What the Act does not allow is any relief from the core interest itself. Inland Revenue cannot pause or reduce it — not even temporarily.
In most areas of tax and debt management, the Commissioner has flexibility to reach reasonable outcomes. Student loans are the exception. Enforcement is mechanical.
Debt that grows while you’re away
For many overseas borrowers, compounding interest and penalties can cause balances to double or triple, even without deliberate non-payment. The Office of the Ombudsman has confirmed that even if contact with a borrower is lost, interest continues to accrue and cannot be reversed later.
This creates a vicious cycle. Borrowers disengage. They stop opening correspondence. They delay re-engagement because the debt feels unmanageable. Some decide they will never return to New Zealand, fearing enforcement action they cannot afford.
From a compliance perspective, that is a policy failure — not a moral one.
A design problem, not a moral one
Overseas borrowers are often portrayed as having “chosen” to leave and therefore deserving tougher treatment. That is misleading. People go abroad for work, family, health, or opportunity — often temporarily, sometimes involuntarily.
Public law recognises that rigid rules without discretion can produce unfair results. Proportionality and equity are core to fair administration. Yet the student loan regime removes any ability to apply those principles to interest itself.
This is not a call to make overseas loans interest-free. It is about limited, reviewable discretion — allowing Inland Revenue, in exceptional cases, to pause or adjust interest for a defined period, subject to a statutory floor rate.
That would preserve fiscal discipline while making the system more realistic — encouraging compliance instead of avoidance.
Lessons from Australia
Australia’s Higher Education Loan Program (HELP) takes a fundamentally different approach to student debt growth. HELP balances do not accrue interest in the conventional sense. Instead, they are indexed annually to inflation to preserve their real value, meaning balances rise only with the cost of living rather than compounding like commercial debt.

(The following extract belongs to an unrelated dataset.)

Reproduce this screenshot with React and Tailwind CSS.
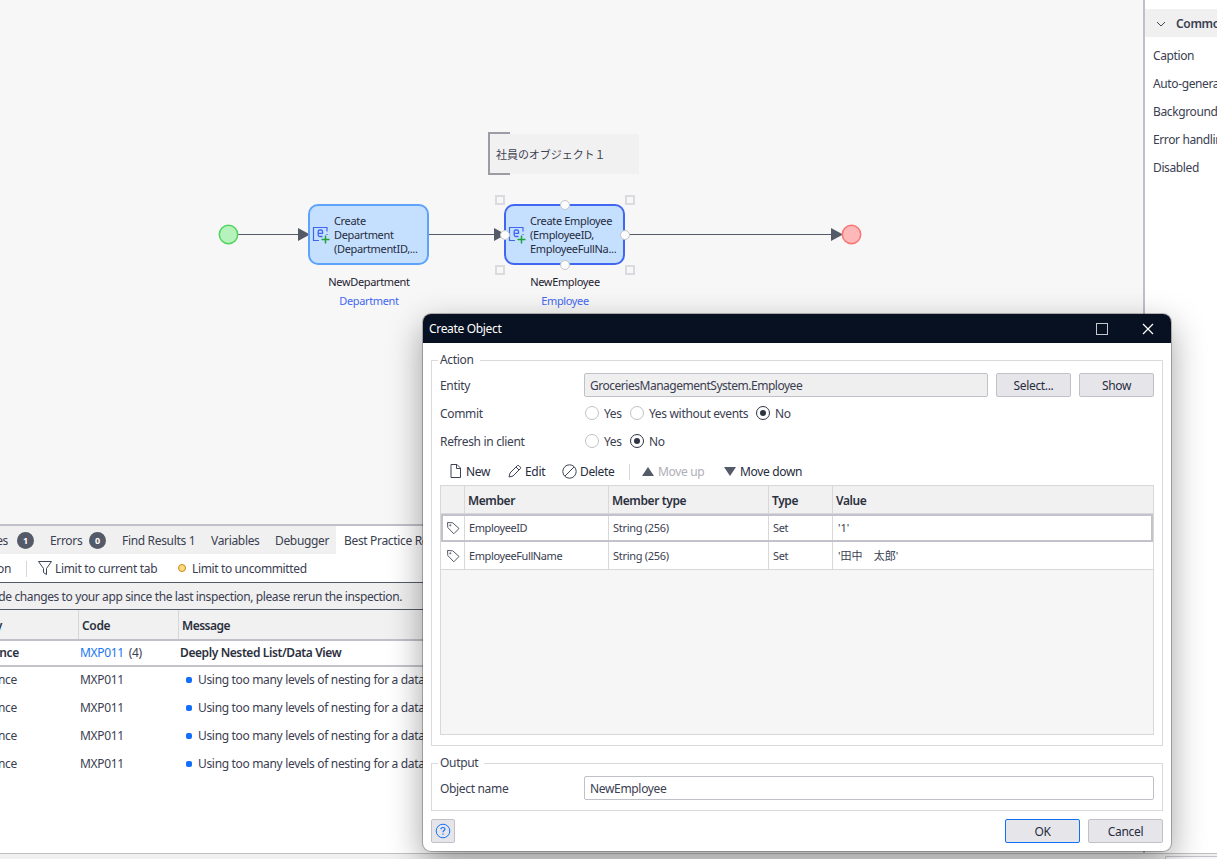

In recent years, when inflation rose sharply, Australia amended its legislation to cap indexation at the lower of CPI or wage growth. That change did not forgive debt — it simply prevented balances from escalating faster than borrowers’ ability to repay. The lesson for New Zealand is not that overseas borrowers should avoid repayment, but that Parliament can design student-loan systems that preserve value without allowing debt to spiral beyond reach.
A pragmatic reform
Allowing limited discretion would not weaken the system — it would strengthen it.
Borrowers who can see a fair pathway back to compliance are more likely to re-engage. Inland Revenue would spend less on enforcement and more on recovery. And public trust in the student loan system would improve.
This is not leniency. It is responsive governance.
The question for policymakers is not whether overseas borrowers should repay. It is whether a system designed without flexibility is still fit for purpose in a globalised workforce.
A small, targeted amendment to the Student Loan Scheme Act 2011 could make a big difference — restoring proportionality, fairness, and credibility.
References
- Student Loan Scheme Act 2011 (No 62) — ss 146, 146A, 147, 189, 195
- Student Loan Scheme (Interest Rate for Overseas-Based Borrowers) Regulations 2024 — sets 4.9% base interest rate
- Office of the Ombudsman Case W53310 (2018) — confirms interest accrual cannot be reversed
Dave Anath is Special Counsel at Stace Hammond Lawyers. His background, profile and contact details are here.
3 Comments
All seems reasonable.
But whenever the MSM run article's they only ever seem to come up with individuals who simply regret their decisions and want to be let off the repercussions as opposed to people who's circumstances have inadvertently changed. Hence zero sympathy from those who ground out the payment of said loans.
How about a hold on passport travel while you have a loan. Or security against Mum and Dad. Paying tax offshore while not paying back borrowing is just bludging.
I'd have to disagree personally. Where else in the world can you get an interest free student loan that doesn't grow with inflation while you reside in the country?
People make financial decisions every day, and when embarking on tertiary study, the costs should be considered and payback time. I know of many who went overseas and paid their loan down ASAP as a priority with currencies that had a decent exchange rate with the NZD, and they are now all succeeding in different parts of the world without that monkey on their back.
If people don't prioritise their student loans then the interest is a reminder they need to do so, and failure to do this costs them accordingly. Conversely, the easy way to reduce this is to live and work in NZ for a period at least, pay down the loan, or do what many intelligent folk do and bounce between NZ and AUS as it notes you can do here. Leave the country and work in AUS, return before 152 days elapse, stay for 32 days in NZ, then go back to AUS for up to another 152 days. Rinse and repeat, pay your loan down fast.
"The 32 day rule
It is possible to be overseas for an extended time and still be a New Zealand based borrower.
If you are present in New Zealand for 32 days or more in a 184-day period, you are a New Zealand based borrower and we will not charge you interest
The 32-day rule is law. If you are in New Zealand 31 days or less you are overseas based."